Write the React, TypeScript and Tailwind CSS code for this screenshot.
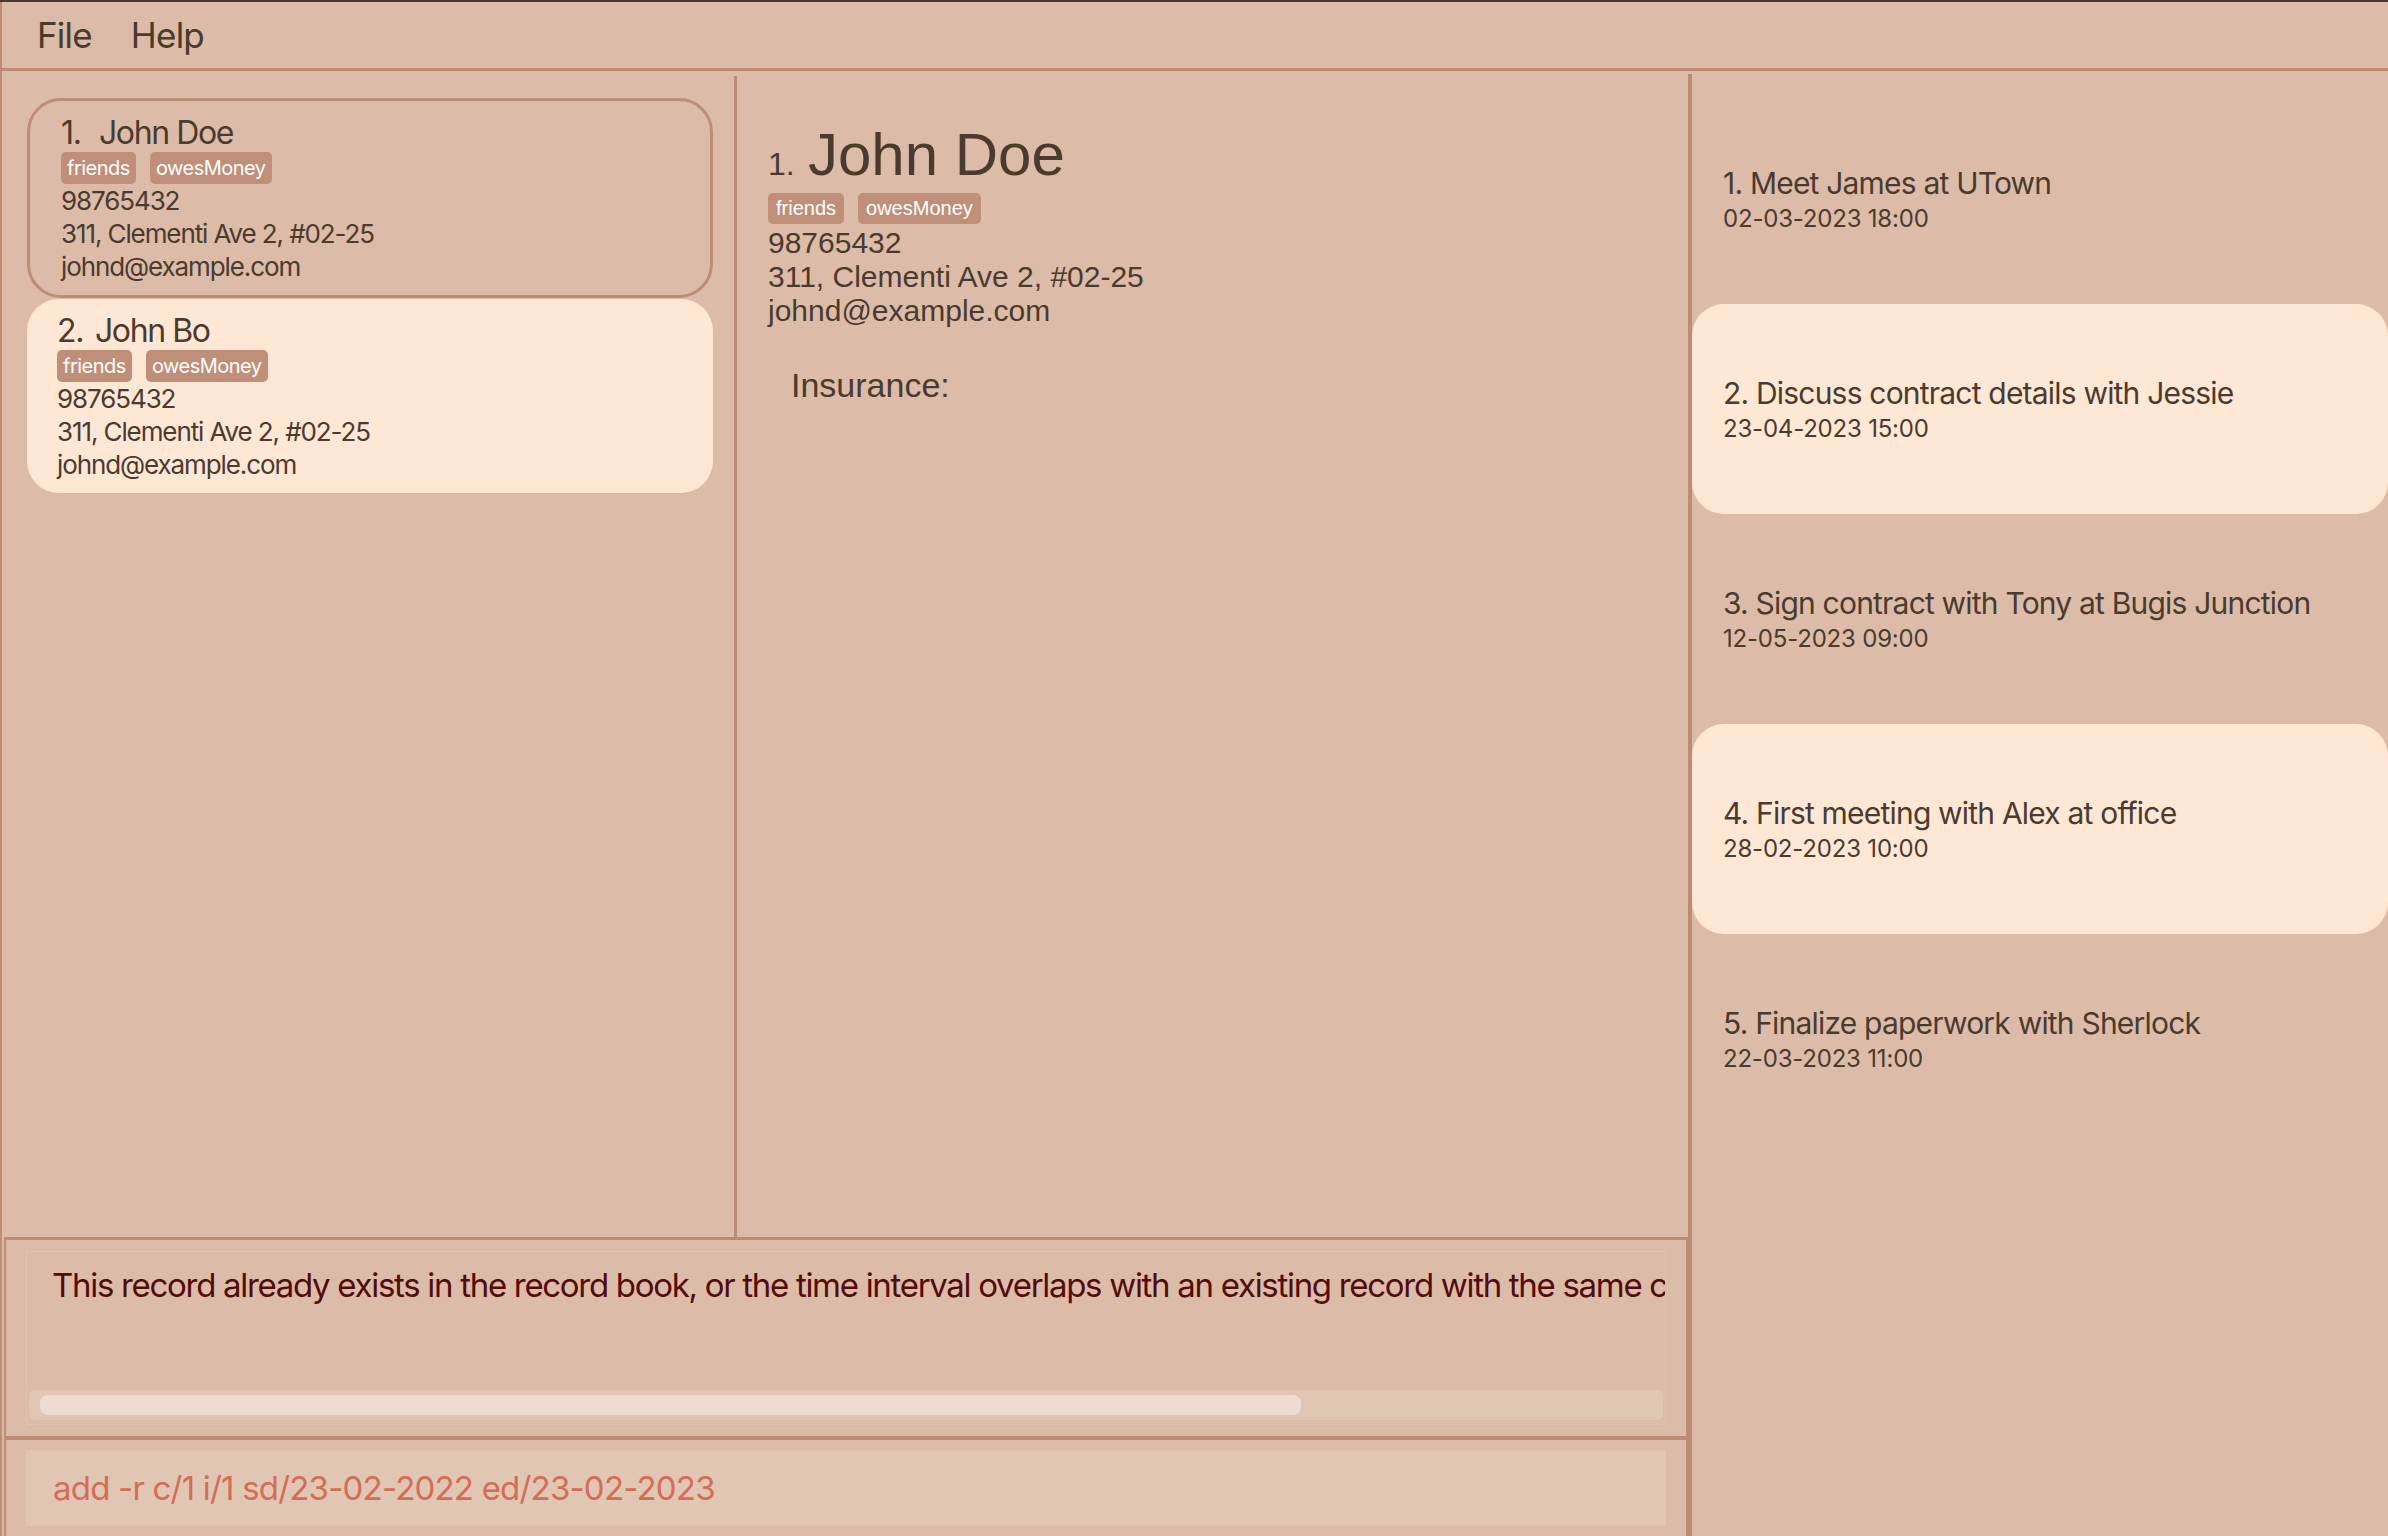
import React from 'react'

const persons = [
  {
    index: 1,
    name: 'John Doe',
    tags: ['friends', 'owesMoney'],
    phone: '98765432',
    address: '311, Clementi Ave 2, #02-25',
    email: 'johnd@example.com',
    selected: true,
  },
  {
    index: 2,
    name: 'John Bo',
    tags: ['friends', 'owesMoney'],
    phone: '98765432',
    address: '311, Clementi Ave 2, #02-25',
    email: 'johnd@example.com',
    selected: false,
  },
]

const records = [
  { title: 'Meet James at UTown', when: '02-03-2023 18:00' },
  { title: 'Discuss contract details with Jessie', when: '23-04-2023 15:00' },
  { title: 'Sign contract with Tony at Bugis Junction', when: '12-05-2023 09:00' },
  { title: 'First meeting with Alex at office', when: '28-02-2023 10:00' },
  { title: 'Finalize paperwork with Sherlock', when: '22-03-2023 11:00' },
]

const sans = "font-['Inter','Noto_Sans',sans-serif]"
const arial = "font-['Liberation_Sans',Arial,sans-serif]"

function PersonCard({ p }: { p: (typeof persons)[number] }) {
  return (
    <div
      className={
        p.selected
          ? 'rounded-[34px] border-[3px] border-[#be8d76] pt-[13px] pb-[12px] pl-[31px]'
          : 'rounded-[32px] bg-[#ffe7d6] pt-[13px] pb-[12px] pl-[30px]'
      }
    >
      <div className="flex text-[32px] leading-[38px] tracking-[-1.4px]">
        <span className="w-[38px]">{p.index}.</span>
        <span>{p.name}</span>
      </div>
      <div className="flex gap-[14px]">
        {p.tags.map((t) => (
          <span
            key={t}
            className="h-[32px] px-[6px] rounded-[5px] bg-[#bf8f79] text-white text-[20px] leading-[32px] tracking-[-0.5px]"
          >
            {t}
          </span>
        ))}
      </div>
      <div className="text-[26px] leading-[33px] tracking-[-1.1px]">
        <div>{p.phone}</div>
        <div>{p.address}</div>
        <div>{p.email}</div>
      </div>
    </div>
  )
}

export default function App() {
  return (
    <div
      className={`h-screen w-full flex flex-col overflow-hidden bg-[#dcbca8] text-[#4b3a2e] border-t-2 border-[#4a382e] ${sans}`}
    >
      {/* Menu */}
      <div className="h-[69px] shrink-0 flex items-center gap-[39px] pl-[35px] pt-[1px] border-l-2 border-b-[3px] border-[#bd8c75] text-[35px] tracking-[-0.8px]">
        <span>File</span>
        <span>Help</span>
      </div>

      <div className="flex flex-1 min-h-0">
        {/* Left block */}
        <div className="w-[1688px] shrink-0 flex flex-col border-l-2 border-[#bd8c75]">
          <div className="flex flex-1 min-h-0">
            {/* Person list */}
            <div className="w-[732px] shrink-0 pt-[27px] pl-[25px] pr-[21px] flex flex-col gap-[1px]">
              {persons.map((p) => (
                <PersonCard key={p.index} p={p} />
              ))}
            </div>
            <div className="w-[3px] mt-[5px] bg-[#bd8c75]" />

            {/* Detail */}
            <div className={`flex-1 pl-[31px] pt-[54px] ${arial}`}>
              <div className="flex items-baseline h-[60px] leading-[60px]">
                <span className="text-[32px] w-[40px]">1.</span>
                <span className="text-[60px]">John Doe</span>
              </div>
              <div className="flex gap-[14px] mt-[8px]">
                {['friends', 'owesMoney'].map((t) => (
                  <span
                    key={t}
                    className="h-[31px] px-[8px] rounded-[5px] bg-[#bf8f79] text-white text-[20px] leading-[31px]"
                  >
                    {t}
                  </span>
                ))}
              </div>
              <div className="mt-[2px] text-[30px] leading-[34px]">
                <div>98765432</div>
                <div>311, Clementi Ave 2, #02-25</div>
                <div>johnd@example.com</div>
              </div>
              <div className="mt-[37px] pl-[23px] text-[34px] leading-[40px]">Insurance:</div>
            </div>
          </div>

          {/* Result display */}
          <div className="h-[203px] shrink-0 ml-[2px] border-t-[3px] border-l-2 border-r-2 border-b-4 border-[#bd8c75] px-[20px] pt-[11px] pb-[11px]">
            <div className="h-full border border-[#e0c4b1] flex flex-col">
              <div className="flex-1 pl-[25px] pt-[13px] pr-[3px] overflow-hidden whitespace-nowrap text-[33px] leading-[40px] tracking-[-1.3px] text-[#530b0b]">
                This record already exists in the record book, or the time interval overlaps with an existing record with the same client and insurance.
              </div>
              <div className="h-[30px] mx-[2px] mb-[4px] rounded-[6px] bg-[#e1c6b4] flex items-center pl-[11px]">
                <div className="h-[20px] w-[1261px] rounded-[8px] bg-[#ecdcd2]" />
              </div>
            </div>
          </div>

          {/* Command box */}
          <div className="h-[96px] shrink-0 ml-[2px] border-l-2 border-r-2 border-[#bd8c75] px-[20px] pt-[10px] pb-[10px]">
            <div className="h-[76px] bg-[#e1c6b4] flex items-center pl-[27px] text-[33px] leading-[40px] tracking-[-0.8px] text-[#d46d57]">
              add -r c/1 i/1 sd/23-02-2022 ed/23-02-2023
            </div>
          </div>
        </div>

        <div className="w-[4px] shrink-0 mt-[3px] bg-[#bd8c75]" />

        {/* Records */}
        <div className="flex-1 pt-[23px]">
          {records.map((r, i) => (
            <div
              key={i}
              className={`h-[210px] flex flex-col justify-center gap-[2px] pl-[31px] rounded-[32px] ${
                i % 2 === 1 ? 'bg-[#ffe7d6]' : ''
              }`}
            >
              <div className="text-[30px] leading-[36px] tracking-[-0.8px]">
                {i + 1}. {r.title}
              </div>
              <div className="text-[24px] leading-[30px] tracking-[-0.2px] pt-[1px]">{r.when}</div>
            </div>
          ))}
        </div>
      </div>
    </div>
  )
}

* * * * * * * * *

▶ **Set exercise**:
Every line from the start of the listing above through the line with "import React from 'react'" should be repeated exactly; skip the pictures and add nothing else.

▶ **Exercise result**:
Write the React, TypeScript and Tailwind CSS code for this screenshot.
import React from 'react'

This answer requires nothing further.